The route continued downhill about 2.5 miles east before intersecting with the paved highway that led north through Boumaine Dades and to Dades Gorges, located about 11 miles north of the town. Our hotel was located in between, so after arriving at the hotel we all quickly piled into the waiting van for the 7+ mile drive up to the Gorges viewing area. It was late in the day when we arrived, around 6 pm, and the setting sun cast long shadows that no doubt detracted from the splendor of the gorges. And it may be that the beauty of Dades Gorges is better appreciated by hiking along the river or on one of the many trails. After today’s cycle through the desert, I was certainly glad not to have put in the effort to bike up to the gorge, especially given the time of day and the queue of vehicles snaking up and down the sharp switchbacks.
Our time at Dades Gorges was brief, and after a short stop at the a spot known as“monkey paws”we arrived back at the hotel at 7 pm, in plenty of time to clean up before our 8 pm Tajine dinner.
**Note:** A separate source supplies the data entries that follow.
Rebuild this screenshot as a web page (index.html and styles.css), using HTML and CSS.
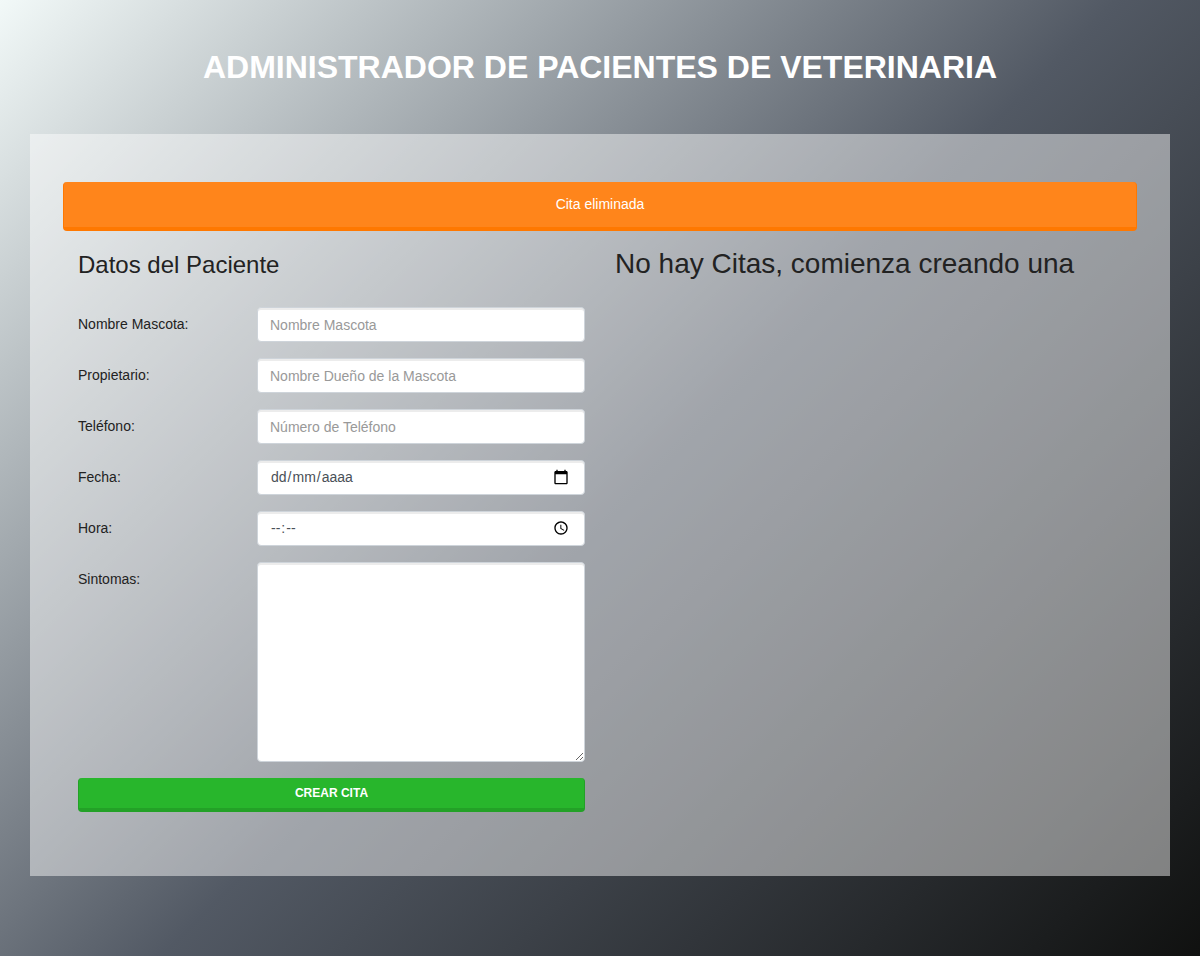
FILE: index.html
```html
<!DOCTYPE html>
<html lang="es">
<head>
<meta charset="utf-8">
<title>Administrador de Pacientes de Veterinaria</title>
<link rel="stylesheet" href="styles.css">
</head>
<body>
<h1 class="title">Administrador de Pacientes de Veterinaria</h1>
<main class="panel">
  <div class="alert">Cita eliminada</div>
  <div class="columns">
    <form class="column">
      <h2 class="legend">Datos del Paciente</h2>
      <div class="group"><label class="label" for="mascota">Nombre Mascota:</label><input class="control" id="mascota" type="text" placeholder="Nombre Mascota"></div>
      <div class="group"><label class="label" for="propietario">Propietario:</label><input class="control" id="propietario" type="text" placeholder="Nombre Dueño de la Mascota"></div>
      <div class="group"><label class="label" for="telefono">Teléfono:</label><input class="control" id="telefono" type="text" placeholder="Número de Teléfono"></div>
      <div class="group"><span class="label">Fecha:</span>
        <div class="control picker"><span class="parts"><span class="part">dd</span>/<span class="part">mm</span>/<span class="part">aaaa</span></span>
          <svg class="icon" width="20" height="20" viewBox="0 0 24 24"><path d="M20 3h-1V1h-2v2H7V1H5v2H4c-1.100 0-2 .9-2 2v16c0 1.100.9 2 2 2h16c1.100 0 2-.9 2-2V5c0-1.100-.9-2-2-2zm0 18H4V8h16v13z"/></svg></div></div>
      <div class="group"><span class="label">Hora:</span>
        <div class="control picker"><span class="parts"><span class="part">--</span>:<span class="part">--</span></span>
          <svg class="icon" width="20" height="20" viewBox="0 0 24 24"><path d="M11.990 2C6.470 2 2 6.480 2 12s4.470 10 9.990 10C17.520 22 22 17.520 22 12S17.520 2 11.990 2zM12 20c-4.420 0-8-3.580-8-8s3.580-8 8-8 8 3.580 8 8-3.580 8-8 8zM12.500 7H11v6l5.250 3.150.75-1.230-4.500-2.670z"/></svg></div></div>
      <div class="group"><label class="label" for="sintomas">Sintomas:</label><textarea class="control area" id="sintomas"></textarea></div>
      <button class="submit" type="button">Crear Cita</button>
    </form>
    <section class="column"><h2 class="empty">No hay Citas, comienza creando una</h2></section>
  </div>
</main>
</body>
</html>
```
FILE: styles.css
```css
* { box-sizing: border-box; }

body {
  margin: 0;
  padding-top: 48px;
  height: 956px;
  overflow: hidden;
  background: linear-gradient(135deg, #f2f9f8 0%, #525964 51.8%, #101110 100%) no-repeat;
  font: 14px/1.5 "Liberation Sans", Arial, sans-serif;
  color: #222;
}

.title {
  margin: 0 0 48px;
  font-size: 32px;
  line-height: 38px;
  text-align: center;
  text-transform: uppercase;
  color: #fff;
}

.panel {
  width: 1140px;
  height: 742px;
  margin: 0 auto;
  padding: 48px 33px;
  background: rgba(255, 255, 255, .46);
}

.alert {
  padding: 12px 20px;
  border: solid #ff7800;
  border-width: 0 1px 4px;
  border-radius: 4px;
  background: #ff851b;
  text-align: center;
  color: #fff;
}

.columns {
  display: grid;
  grid-template-columns: 507px 507px;
  gap: 30px;
  padding: 16px 15px 0;
}

.legend {
  margin: 0 0 24px;
  font-size: 24px;
  font-weight: 400;
  line-height: 36px;
}

.empty {
  margin: 0;
  font-size: 28px;
  font-weight: 400;
  line-height: 33.6px;
}

.group {
  display: grid;
  grid-template-columns: 149px 328px;
  gap: 30px;
  margin-bottom: 16px;
}

.label { padding-top: 7px; }

.control {
  width: 100%;
  height: 35px;
  padding: 6px 12px;
  border: 1px solid #ced4da;
  border-radius: 4px;
  outline: 0;
  background: #fff;
  box-shadow: inset 0 2px 0 rgba(0, 0, 0, .075);
  font: inherit;
  color: #495057;
}

.control::placeholder { color: #999; opacity: 1; }

.picker {
  display: flex;
  align-items: center;
  justify-content: space-between;
}

.part { padding: 0 1px; }

.icon {
  width: 16px;
  height: 16px;
  margin: 0 3px 1px 0;
  fill: #000;
}

.area { display: block; height: 200px; resize: vertical; }

.submit {
  display: block;
  width: 100%;
  height: 34px;
  padding: 6px 12px;
  border: solid #23a127;
  border-width: 0 1px 4px;
  border-radius: 4px;
  background: #28b62c;
  font: bold 12px/18px "Liberation Sans", Arial, sans-serif;
  text-transform: uppercase;
  color: #fff;
}
```
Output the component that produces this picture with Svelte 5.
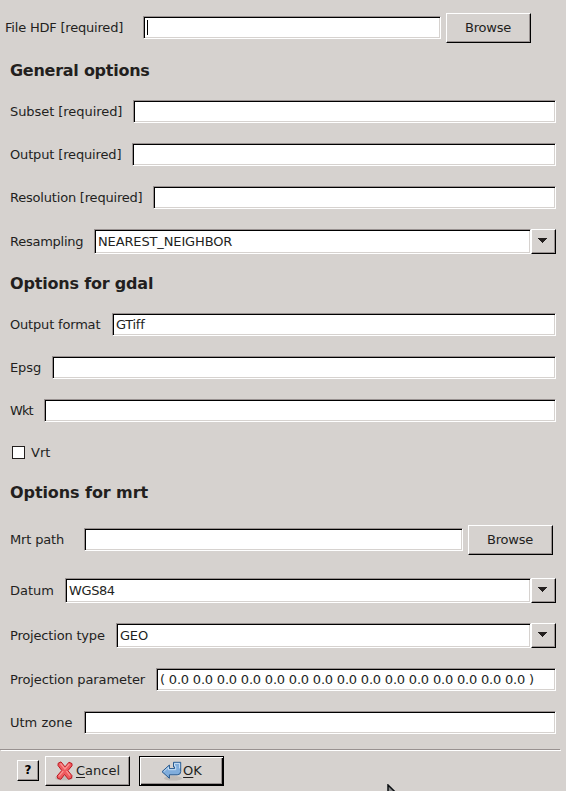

It was a very full and exhilarating day - a journey both back in time and to a place that time seems to have passed by. The cycling was challenging, but very rewarding. I've put my own pedals on the bike, which helped tremendously on the climbs and in the dirt. But most importantly, the others in the group are kindred souls who all support and encourage one another. I'm still last, but have shed my stress and am quite enjoying myself. Dare I say that I'm pinching myself in disbelief that I am really here!